At a time when workshops are being conducted to perfect the art of taking selfies and digital cameras are being replaced by phone cameras, Tarq's upcoming show, Karl Blossfeldt - Art Forms In Nature, takes us on a nostalgia trip dating back to the turn of the 20th century.
In association with Tasveer, the retrospective show puts the spotlight on the dying form of analogue photography through the eyes of one of the earliest German lensmen, Karl Blossfeldt.
"Europe in the early 1900s was a centre for events that shaped the history of photographic theory and practice. Blossfeldt was at the centre of this movement, and explored the potential of the visual medium," says Hena Kapadia, gallery director, Tarq.
A student and professor of design at Royal School of the Museum of Decorative Arts in Berlin, Germany, Blossfeldt dedicated 35 years to photographing flowers, buds and seed capsules, using his self-constructed, homemade camera lenses that could magnify objects up to 30 times.
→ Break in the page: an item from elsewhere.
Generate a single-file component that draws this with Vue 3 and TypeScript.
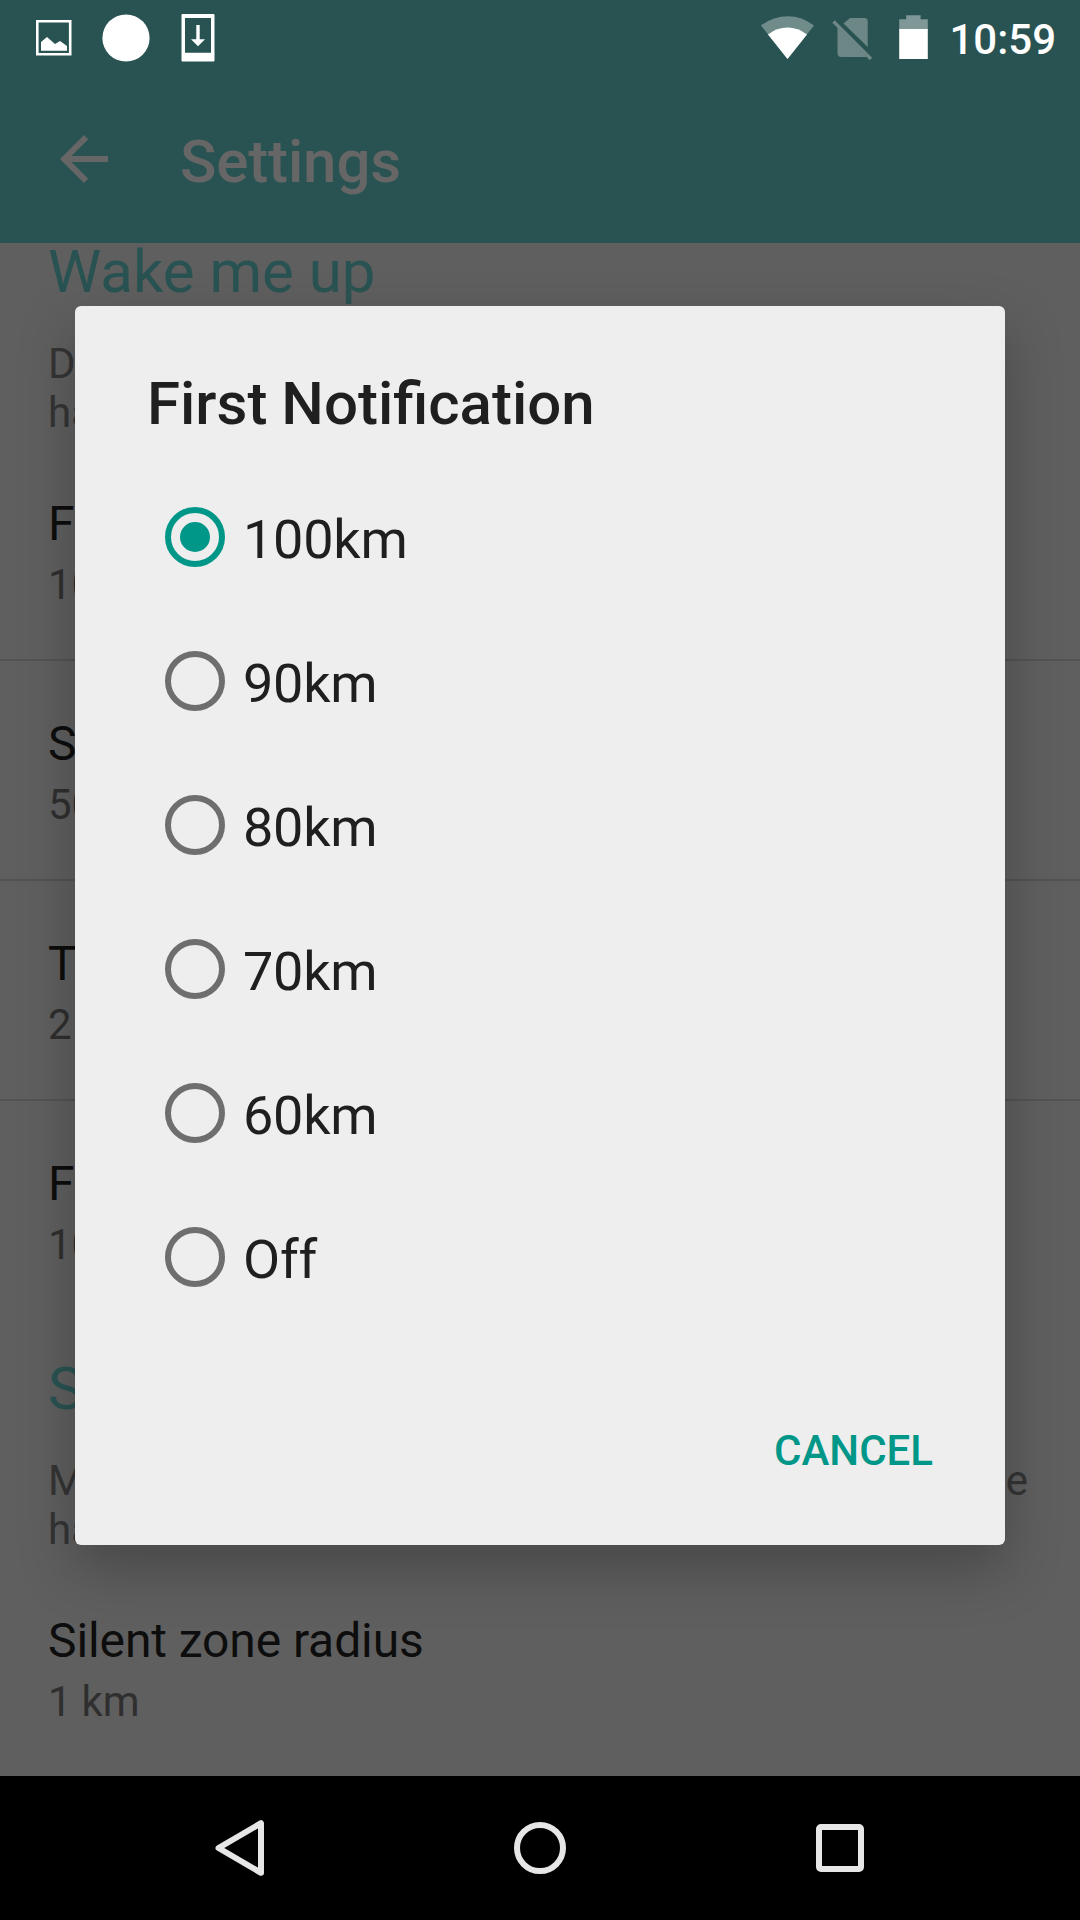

"His magnified plant portraits that combine scientific empiricism, the most prized mode of study in 19th century Europe - with sculptural form and design mechanics - introduced a new current into the rise of modernism in the arts," says Kapadia.
Today, his work not only serves as a decorative motif, but also as a study in structural and artistic design.
This will be the first time that 50 of his rare, limited-edition prints would be on display in south Asia. Situated within the realm of modernist sensibilities, Blossfeldt's photographs have minute detailing embedded in them.
"The works displayed are photogravure prints - an intaglio print-making process that reproduces deeper tones. The ones exhibited are from the unbound folio published in 1928 - Urformen Der Kunst - one of the earliest books to use the photogravure process," adds Kapadia.
Interestingly, Blossfeldt built a series of cameras with interchangeable lenses in the early 1900s, thus paving the way for modernist photography.
"Blossfeldt is an interesting figure whose photographs mark a transcendental shift of thought from the 19th century into the 20th. Part of the purpose of this exhibition is to historicise these photographs as they were a key in the development of modernism - both in photographic practice and theory," explains Kapadia.
Karl Blossfeldt - Art Forms In Nature will be on from January 23 to February 28, at Tarq, Colaba, from 11 am to 6 pm.